Only two percent of workers in Grand Junction commute by bicycle. Biking can help prevent heart disease osteoporosis, obesity and other conditions. A substantial increase in biking and walking could reduce health costs by over $28 billion per year in the U.S.
From 2011 to September 2016, 221 Mesa County residents completed suicide. In an effort to bring awareness to the problem, the MCPH Health Promotion Team created a visual representation of those lives during the Downtown Farmers Market. A chair for each community member who completed suicide filled a half block on 5th Street, causing marketgoers to stop and read signage with information on suicide warning signs, risks, statistics and more. Click here to watch the video.
* Keep them safe
* Be there
* Help them connect
* Know your resources
The MCPH Health Promotion Team hit the Mesa Mall for the Back-To-School Bash this year to talk to kids and parents about sugary drinks.

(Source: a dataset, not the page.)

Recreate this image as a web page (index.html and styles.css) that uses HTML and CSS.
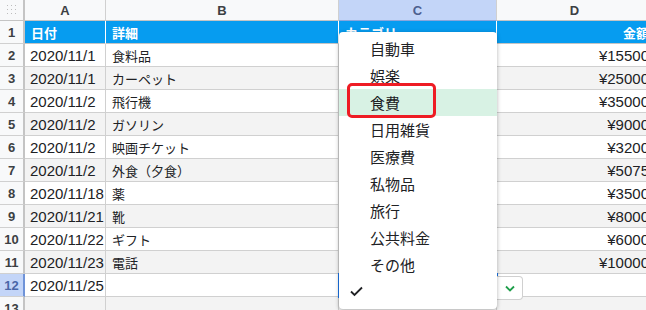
FILE: index.html
```html
<!DOCTYPE html>
<html lang="ja">
<head>
    <meta charset="UTF-8">
    <title>家計簿</title>
    <link rel="stylesheet" href="styles.css">
</head>
<body>
    <div class="sheet">
        <div class="grid">
            <div class="corner">
                <svg width="10" height="10" viewBox="0 0 10 10">
                    <g fill="#bdbdbd">
                        <rect x="0" y="0" width="1" height="1"/><rect x="4" y="0" width="1" height="1"/><rect x="8" y="0" width="1" height="1"/>
                        <rect x="0" y="4" width="1" height="1"/><rect x="4" y="4" width="1" height="1"/><rect x="8" y="4" width="1" height="1"/>
                        <rect x="0" y="8" width="1" height="1"/><rect x="4" y="8" width="1" height="1"/><rect x="8" y="8" width="1" height="1"/>
                    </g>
                </svg>
            </div>
            <div class="colhead">A</div>
            <div class="colhead">B</div>
            <div class="colhead selected">C</div>
            <div class="colhead">D</div>

            <div class="rowhead">1</div>
            <div class="cell title"><span class="jp">日付</span></div>
            <div class="cell title"><span class="jp">詳細</span></div>
            <div class="cell title"><span class="jp">カテゴリ</span></div>
            <div class="cell title num"><span class="jp">金額</span></div>

            <div class="rowhead">2</div>
            <div class="cell">2020/11/1</div>
            <div class="cell"><span class="jp">食料品</span></div>
            <div class="cell"></div>
            <div class="cell num">¥15500</div>

            <div class="rowhead">3</div>
            <div class="cell band">2020/11/1</div>
            <div class="cell band"><span class="jp">カーペット</span></div>
            <div class="cell band"></div>
            <div class="cell band num">¥25000</div>

            <div class="rowhead">4</div>
            <div class="cell">2020/11/2</div>
            <div class="cell"><span class="jp">飛行機</span></div>
            <div class="cell"></div>
            <div class="cell num">¥35000</div>

            <div class="rowhead">5</div>
            <div class="cell band">2020/11/2</div>
            <div class="cell band"><span class="jp">ガソリン</span></div>
            <div class="cell band"></div>
            <div class="cell band num">¥9000</div>

            <div class="rowhead">6</div>
            <div class="cell">2020/11/2</div>
            <div class="cell"><span class="jp">映画チケット</span></div>
            <div class="cell"></div>
            <div class="cell num">¥3200</div>

            <div class="rowhead">7</div>
            <div class="cell band">2020/11/2</div>
            <div class="cell band"><span class="jp">外食（夕食）</span></div>
            <div class="cell band"></div>
            <div class="cell band num">¥5075</div>

            <div class="rowhead">8</div>
            <div class="cell">2020/11/18</div>
            <div class="cell"><span class="jp">薬</span></div>
            <div class="cell"></div>
            <div class="cell num">¥3500</div>

            <div class="rowhead">9</div>
            <div class="cell band">2020/11/21</div>
            <div class="cell band"><span class="jp">靴</span></div>
            <div class="cell band"></div>
            <div class="cell band num">¥8000</div>

            <div class="rowhead">10</div>
            <div class="cell">2020/11/22</div>
            <div class="cell"><span class="jp">ギフト</span></div>
            <div class="cell"></div>
            <div class="cell num">¥6000</div>

            <div class="rowhead">11</div>
            <div class="cell band">2020/11/23</div>
            <div class="cell band"><span class="jp">電話</span></div>
            <div class="cell band"></div>
            <div class="cell band num">¥10000</div>

            <div class="rowhead selected">12</div>
            <div class="cell">2020/11/25</div>
            <div class="cell"></div>
            <div class="cell active"></div>
            <div class="cell num"></div>

            <div class="rowhead">13</div>
            <div class="cell band"></div>
            <div class="cell band"></div>
            <div class="cell band"></div>
            <div class="cell band"></div>
        </div>

        <!-- カテゴリ選択のプルダウン -->
        <div class="menu">
            <div class="item">自動車</div>
            <div class="item">娯楽</div>
            <div class="item hover">食費</div>
            <div class="item">日用雑貨</div>
            <div class="item">医療費</div>
            <div class="item">私物品</div>
            <div class="item">旅行</div>
            <div class="item">公共料金</div>
            <div class="item">その他</div>
            <div class="item">
                <svg class="check" width="13" height="11" viewBox="0 0 13 11">
                    <polyline points="1,5.5 4.5,9 12,1.5" fill="none" stroke="#202124" stroke-width="1.8"/>
                </svg>
            </div>
            <div class="mark"></div>
        </div>

        <div class="drop-btn">
            <svg width="10" height="7" viewBox="0 0 10 7">
                <polyline points="1,1.5 5,5.5 9,1.5" fill="none" stroke="#1e9e4a" stroke-width="1.8"/>
            </svg>
        </div>
    </div>
</body>
</html>
```

FILE: styles.css
```css
body {
    margin: 0;
    overflow: hidden;
    background: #fff;
    font-family: 'Liberation Sans', 'Noto Sans CJK JP', sans-serif;
    color: #202124;
}

.sheet {
    position: relative;
    width: 646px;
    height: 310px;
    overflow: hidden;
}

.grid {
    display: grid;
    grid-template-columns: 25px 81px 233px 158px 156px;
    grid-template-rows: 21px repeat(13, 23px);
}

.grid > div {
    box-sizing: border-box;
    white-space: nowrap;
    overflow: hidden;
}

.corner {
    background: #f8f9fa;
    border-right: 2px solid #c4c4c4;
    border-bottom: 1px solid #c4c4c4;
    display: flex;
    align-items: center;
    justify-content: center;
}

.colhead {
    background: #f8f9fa;
    border-right: 1px solid #d0d0d0;
    border-bottom: 1px solid #c4c4c4;
    font-size: 13px;
    font-weight: bold;
    color: #3c4043;
    display: flex;
    align-items: center;
    justify-content: center;
}

.colhead.selected {
    background: #c3d5f8;
    color: #4d5f8e;
    border-bottom-color: #8aa6dc;
}

.rowhead {
    background: #f8f9fa;
    border-right: 2px solid #c4c4c4;
    border-bottom: 1px solid #d0d0d0;
    font-size: 13px;
    font-weight: bold;
    color: #3c4043;
    display: flex;
    align-items: center;
    justify-content: center;
}

.rowhead.selected {
    background: #c3d5f8;
    color: #4a66a8;
    border-right-color: #6f93d8;
}

.cell {
    background: #fff;
    border-right: 1px solid #d0d0d0;
    border-bottom: 1px solid #d0d0d0;
    font-size: 15px;
    padding: 0 4px 0 5px;
    display: flex;
    align-items: center;
}

.cell.band {
    background: #f3f3f3;
}

.cell.num {
    justify-content: flex-end;
    padding-right: 3px;
}

.cell.title {
    background: #069cf0;
    color: #fff;
    font-weight: bold;
    border-right-color: #fff;
    border-bottom-color: #c4c4c4;
}

.jp {
    font-size: 13px;
    margin-left: 1px;
}

.cell.active {
    position: relative;
    z-index: 1;
    outline: 2px solid #1a73e8;
    outline-offset: -1px;
}

.menu {
    position: absolute;
    left: 339px;
    top: 32px;
    width: 158px;
    padding: 3px 0 4px;
    background: #fff;
    border-radius: 4px;
    box-shadow: 0 1px 4px rgba(0, 0, 0, 0.3);
    z-index: 5;
    box-sizing: border-box;
}

.item {
    height: 27px;
    padding-left: 31px;
    display: flex;
    align-items: center;
    font-size: 15px;
    color: #202124;
    position: relative;
}

.item.hover {
    background: #d8f2e4;
}

.check {
    position: absolute;
    left: 11px;
    top: 8px;
}

.mark {
    position: absolute;
    left: 8px;
    top: 51px;
    width: 89px;
    height: 35px;
    box-sizing: border-box;
    border: 3px solid #ee1c24;
    border-radius: 5px;
}

.drop-btn {
    position: absolute;
    left: 497px;
    top: 276px;
    width: 26px;
    height: 24px;
    box-sizing: border-box;
    background: #fff;
    border: 1px solid #d0d0d0;
    border-left: none;
    border-radius: 0 4px 4px 0;
    display: flex;
    align-items: center;
    justify-content: center;
    z-index: 4;
}
```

Kids measured out the number of sugar cubes in their favorite drinks and sampled naturally infused water as an alternative. Parents left the table with quick, easy recipes for flavor infused water to pack into school lunches instead of sugary drinks.
Mesa County Public Health staff members spent two days educating Western Slope fifth graders about clean drinking water and healthy hand washing at the Western Colorado Children’s Water Festival on the Colorado Mesa University campus on May 16 and 17.
Students tested water samples and learned that just because water is clear, doesn’t mean it’s clean. The team also used Glo Germ and blacklight flashlights to show students where they were missing when washing their hands.
Mesa County Medical Reserve Corps (MRC) volunteers gave more than 100 hours of their time at the first aid stations at the Mesa County Fair, this year.
The MRC donates their time every year. Shifts run from 11 a.m. to 10 p.m. daily with volunteers giving medical attention to fairgoers with minor injuries. This year, the mechanical bull was problematic, bringing in six different individuals with cuts or scrapes.
Thanks again for your hard work and dedication, Mesa County MRC! We appreciate our volunteers and the Mesa County Public Health MRC Coordinator Nanci Quintana!